L’anno successivo, sempre in collaborazione con la sceneggiatrice che poi diventerà anche la sua fidanzata e con Lello Arena, Troisi scrive Morto Troisi, viva Troisi!, portando sullo schermo un finto reportage della sua morte.

È del 1984, invece, il suo più grande capolavoro: Non ci resta che piangere. Scritto, diretto e interpretato da Massimo Troisi e Roberto Benigni, la pellicola diventa un cult del cinema italiano. Un film in cui i due attori recitano improvvisando, non seguendo mai un vero e proprio copione.

Massimo Troisi, la leggenda

Soprannominato “Il comico dei sentimenti”, Massimo Troisi diventa un simbolo del teatro e del cinema italiano. Tutto merito di uno stile inconfondibile che trapela dalla mimica e dalla gestualità, e che riesce a portare in scena temi profondi e di attualità con una vena umoristica e autoironica.

Non solo attore, Massimo Troisi è anche regista, sceneggiatore e poeta. Scrive infatti “O ssaje comme fa ‘o core”, una poesia che Pino Daniele trasforma in una dolce melodia. È anche un uomo buono, umile e semplice. E proprio di quella semplicità è fatta la sua vita.

Potrebbe essere un divo del cinema, del resto i suoi successi hanno aperto la strada a questo ruolo. Ma lui sceglie di non interpretarlo mai, restando sempre se stesso fino alla fine. È più un antieroe, Troisi, un uomo moderno con le sue fragilità, le sue paure e i suoi problemi.

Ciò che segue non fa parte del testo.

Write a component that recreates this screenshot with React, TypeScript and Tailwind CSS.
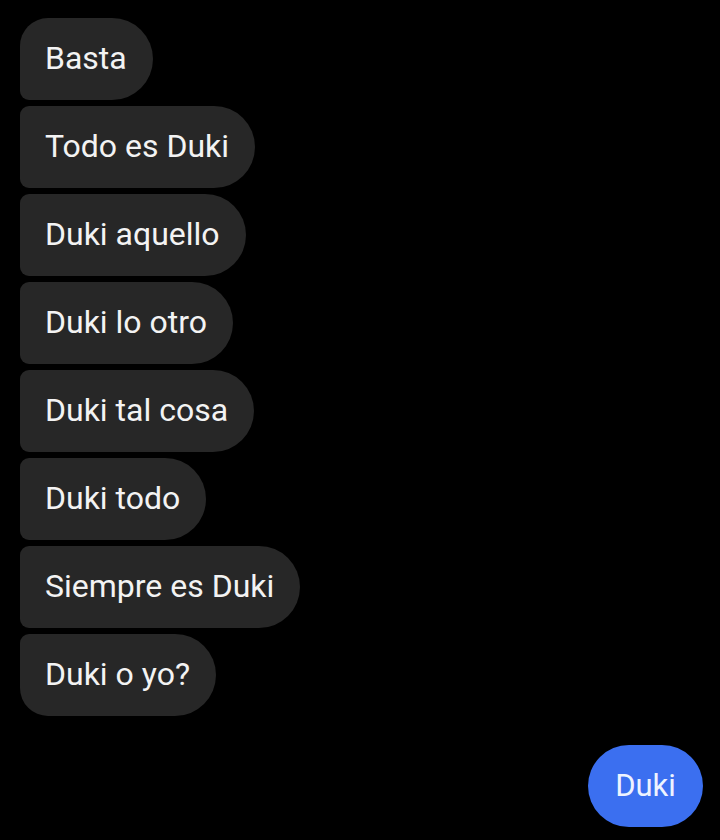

Il 4 giugno del 1995, il giorno dopo la conclusione delle riprese del film Il postino, che gli varrà la candidatura ai Premi Oscar come miglior attore, è colpito da un attacco cardiaco. Massimo Troisi muore così, a soli 41 anni, lasciando un vuoto incolmabile.

La presunzione di avere tante cose da dire.
L’ambizione di avere una storia da raccontare…
L’orgoglio di sentirsi pieno di invenzioni. E sentirle solo mie e volere ad ogni costo dirle a tutti…
Ma forse sarei piu’ vicino a voi se vi parlassi delle mie paure, dei sogni svaniti, dei miei progetti e inibizioni…
Ma forse sono solo uno che si illude. Senza umiltà di essere diverso dagli altri.